An FDA advisory panel on Tuesday voted 12–1 to discontinue Avastin (bevacizumab) as a treatment for advanced breast cancer due to post-market studies stating that the treatment does not to increase patient lifespan by any significant length of time.
This is a huge problem for Roche who purchased the treatment as part of its merger with Genentech. The drug firm could see sales drop by $1 billion if FDA agrees with the panel and ceases use of the drug for breast cancer.
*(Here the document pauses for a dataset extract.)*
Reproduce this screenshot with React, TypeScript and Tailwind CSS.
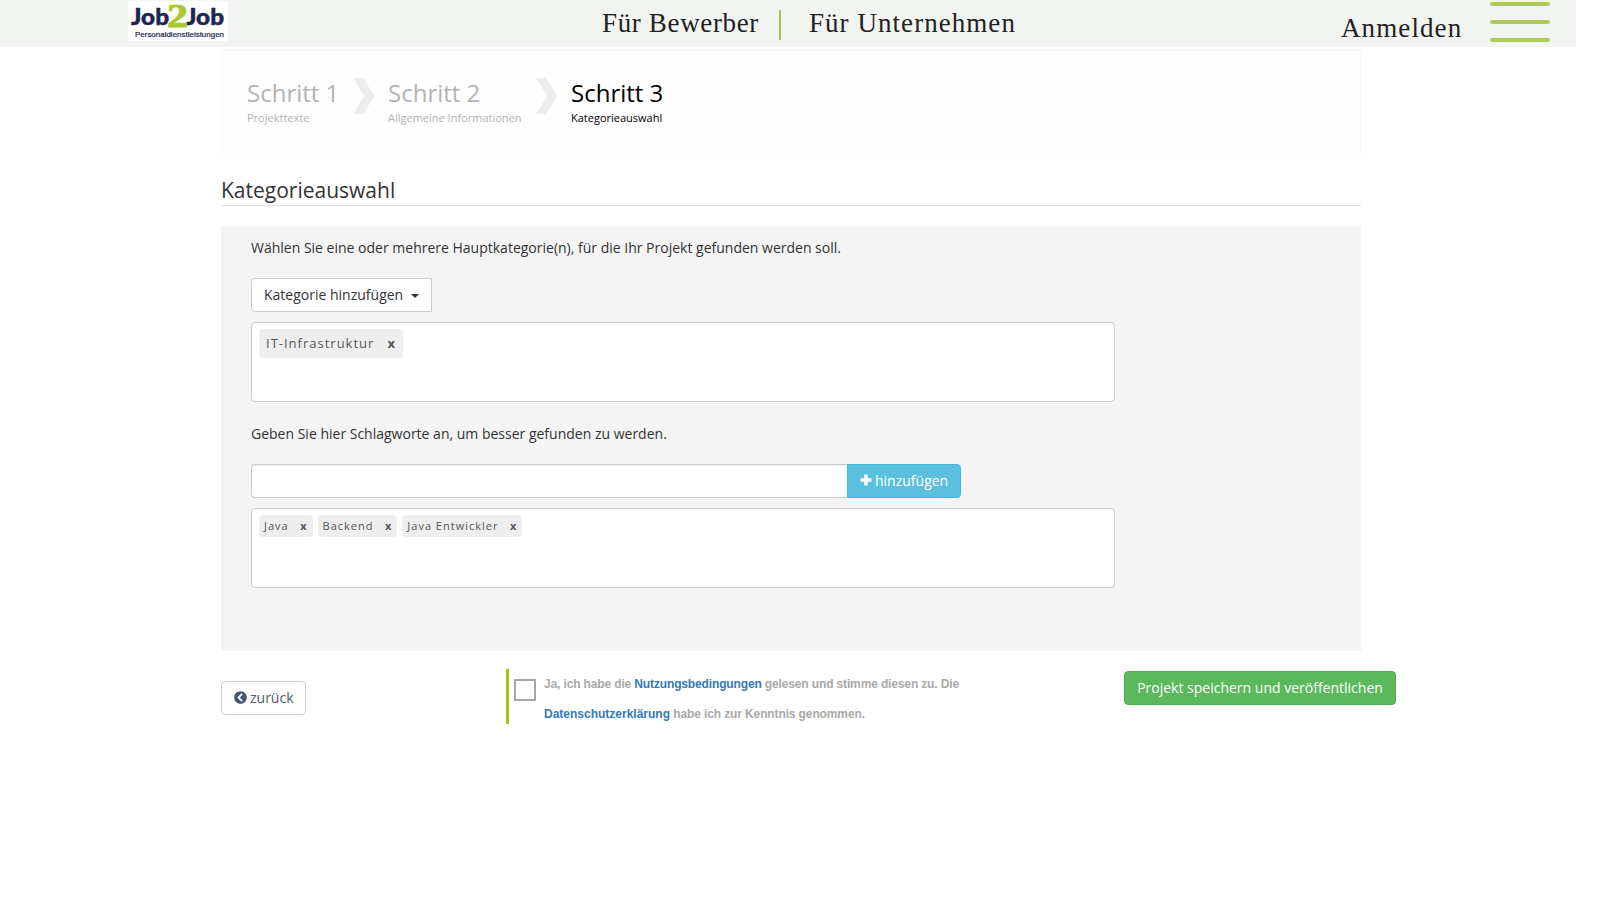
import { FaChevronCircleLeft } from "react-icons/fa";

function Logo() {
  return (
    <svg width="100" height="40" viewBox="0 0 100 40" className="block bg-white">
      <g fontFamily="Lato, sans-serif" fontWeight="900" fill="#1d2650" stroke="#1d2650" strokeWidth="0.5">
        <text x="3" y="24" fontSize="23" textLength="38" lengthAdjust="spacingAndGlyphs">Job</text>
        <text x="58" y="24" fontSize="23" textLength="38" lengthAdjust="spacingAndGlyphs">Job</text>
      </g>
      <text x="39" y="26" fontSize="33" fontFamily="'Liberation Serif', serif" fontWeight="700" fill="#a9c92f" stroke="#a9c92f" strokeWidth="1" textLength="21" lengthAdjust="spacingAndGlyphs">2</text>
      <text x="7" y="36" fontSize="8" fontFamily="'Liberation Sans', sans-serif" fill="#1d2650" stroke="#1d2650" strokeWidth="0.2" textLength="89" lengthAdjust="spacingAndGlyphs">Personaldienstleistungen</text>
    </svg>
  );
}

function Chevron() {
  return (
    <svg width="22" height="36" viewBox="0 0 22 36" className="mt-[27px] block shrink-0">
      <path d="M0 0H10L21.500 18L10 36H0L11 18Z" fill="#ededed" />
    </svg>
  );
}

function PlusIcon() {
  return (
    <svg width="12" height="12" viewBox="0 0 12 12" className="mr-[3px] -mt-px block">
      <path d="M4.300 0.500H7.700V4.300H11.500V7.700H7.700V11.500H4.300V7.700H0.500V4.300H4.300Z" fill="#fff" />
    </svg>
  );
}

function Step({ title, sub, className }: { title: string; sub: string; className: string }) {
  return (
    <div className={`shrink-0 pt-[25px] whitespace-nowrap ${className}`}>
      <div className="text-[24px] leading-[34px]">{title}</div>
      <div className="text-[11px] leading-4">{sub}</div>
    </div>
  );
}

function Tag({ label, large }: { label: string; large?: boolean }) {
  return (
    <span
      className={`flex items-center justify-between rounded-[4px] bg-[#eee] tracking-[1px] whitespace-nowrap text-[#555] ${
        large ? "h-[29px] w-[144px] pr-[7px] pl-[7px] text-[13px]" : "h-[22px] pr-[5px] pl-[5px] text-[11px]"
      }`}
    >
      {label}
      <b className={large ? "" : "ml-[11.5px]"}>x</b>
    </span>
  );
}

export default function App() {
  return (
    <div className="h-[900px] w-[1600px] overflow-hidden bg-white font-['Open_Sans',sans-serif] text-[14px] text-[#333]">
      <header className="flex h-[47px] w-[1576px] items-start bg-[#f2f4f1] font-['Palatino_Linotype','Liberation_Serif',serif] text-[27px] leading-[30px] whitespace-nowrap text-[#222]">
        <div className="mt-px ml-[128px] w-[474px]">
          <Logo />
        </div>
        <a className="mt-[8px] w-[177px] tracking-[0.65px]">Für Bewerber</a>
        <span className="mt-[10px] h-[30px] w-[2px] bg-[#a9c04a]" />
        <a className="mt-[8px] ml-[28px] w-[532px] tracking-[1.05px]">Für Unternehmen</a>
        <a className="mt-[13px] w-[149px] tracking-[1.1px]">Anmelden</a>
        <div className="mt-[2px] flex w-[60px] flex-col gap-[14px]">
          <span className="h-1 rounded-full bg-[#b0cb55]" />
          <span className="h-1 rounded-full bg-[#b0cb55]" />
          <span className="h-1 rounded-full bg-[#b0cb55]" />
        </div>
      </header>

      <main className="ml-[221px] w-[1140px]">
        <section className="mt-[2px] flex h-[107px] border-x border-t-2 border-[#f9f9f9] bg-[#fefefe] pl-[25px]">
          <Step title="Schritt 1" sub="Projekttexte" className="w-[106px] text-[#b3b3b3]" />
          <Chevron />
          <Step title="Schritt 2" sub="Allgemeine Informationen" className="ml-[13px] w-[148px] text-[#b3b3b3]" />
          <Chevron />
          <Step title="Schritt 3" sub="Kategorieauswahl" className="ml-[13px] text-black" />
        </section>

        <h2 className="mt-[19px] h-[31px] border-b border-[#e2e2e2] text-[21px] leading-[30px]">Kategorieauswahl</h2>

        <section className="mt-[20px] h-[425px] bg-[#f4f4f4] pt-[12px] pl-[30px]">
          <p className="leading-5">Wählen Sie eine oder mehrere Hauptkategorie(n), für die Ihr Projekt gefunden werden soll.</p>
          <button className="mt-5 flex h-[34px] w-[181px] items-center rounded-l-[4px] border border-[#ccc] bg-white pb-[2px] pl-3 whitespace-nowrap">
            Kategorie hinzufügen
            <span className="mt-[3px] ml-[8px] border-x-4 border-t-4 border-x-transparent border-t-[#333]" />
          </button>
          <div className="mt-[10px] flex h-[80px] w-[864px] items-start rounded-[4px] border border-[#ccc] bg-white p-[7px] pt-[6px]">
            <Tag label="IT-Infrastruktur" large />
          </div>
          <p className="mt-[22px] leading-5">Geben Sie hier Schlagworte an, um besser gefunden zu werden.</p>
          <div className="mt-5 flex">
            <input className="h-[34px] w-[596px] rounded-l-[4px] border border-r-0 border-[#ccc] bg-white px-3 shadow-[inset_0_1px_1px_rgba(0,0,0,0.075)]" />
            <button className="flex h-[34px] w-[114px] items-center rounded-r-[4px] border border-[#46b8da] bg-[#5bc0de] pb-[2px] pl-[12px] text-white">
              <PlusIcon />
              hinzufügen
            </button>
          </div>
          <div className="mt-[10px] flex h-[80px] w-[864px] items-start gap-[5px] rounded-[4px] border border-[#ccc] bg-white p-[7px] pt-[6px]">
            <Tag label="Java" />
            <Tag label="Backend" />
            <Tag label="Java Entwickler" />
          </div>
        </section>
      </main>

      <footer className="mt-[18px] ml-[221px] flex w-[1175px] items-start">
        <button className="mt-[12px] flex h-[34px] w-[85px] items-center rounded-[4px] border border-[#ccc] bg-white pb-[2px] pl-[12px] text-[#4f5b66]">
          <FaChevronCircleLeft className="mt-px mr-[3px] size-[13px] shrink-0 text-[#44546a]" />
          zurück
        </button>
        <div className="ml-[200px] flex h-[55px] border-l-3 border-[#a2c617]">
          <span className="mt-[10px] ml-[5px] size-[22px] border-2 border-[#a6a6a6] bg-white" />
          <p className="ml-[8px] font-['Liberation_Sans',sans-serif] text-[12px] leading-[30px] font-bold whitespace-nowrap text-[#a9a9a9]">
            <span className="tracking-[-0.14px]">
              Ja, ich habe die <a className="text-[#337ab7]">Nutzungsbedingungen</a> gelesen und stimme diesen zu. Die
            </span>
            <br />
            <a className="text-[#337ab7]">Datenschutzerklärung</a>
            <span className="tracking-[-0.12px]"> habe ich zur Kenntnis genommen.</span>
          </p>
        </div>
        <button className="mt-[2px] ml-auto h-[34px] w-[272px] rounded-[4px] border border-[#4cae4c] bg-[#5cb85c] pb-[2px] whitespace-nowrap text-white">
          Projekt speichern und veröffentlichen
        </button>
      </footer>
    </div>
  );
}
The drug earned Roche $5.7 billion in 2009.
“We are disappointed by the committee’s recommendation and believe Avastin should continue to be an option for women with this incurable disease,” stated Sandra Horning, Roche’s global head of clinical development hematology/oncology, in a release. “We will continue to discuss the data from the more than 2,400 women who participated in three Phase III studies with the FDA. This recommendation does not impact Avastin’s approved uses for other cancer types.”
Avastin (in combination with chemotherapy) was given fast-track approval in early 2008, because it treated HER2 negative breast cancer, a form of the disease with few treatment options. FDA requested that Genetech release the results of two post-market trials to determine how effective the drug is at improving patient lifespan.
According to the two trials, the treatment only slowed cancer progression by approximately a month and didn’t do anything to boost patient survival. Additionally, patients taking Avastin had more adverse reactions than patients taking chemotherapy alone.
FDA will give a final ruling on Sept. 17.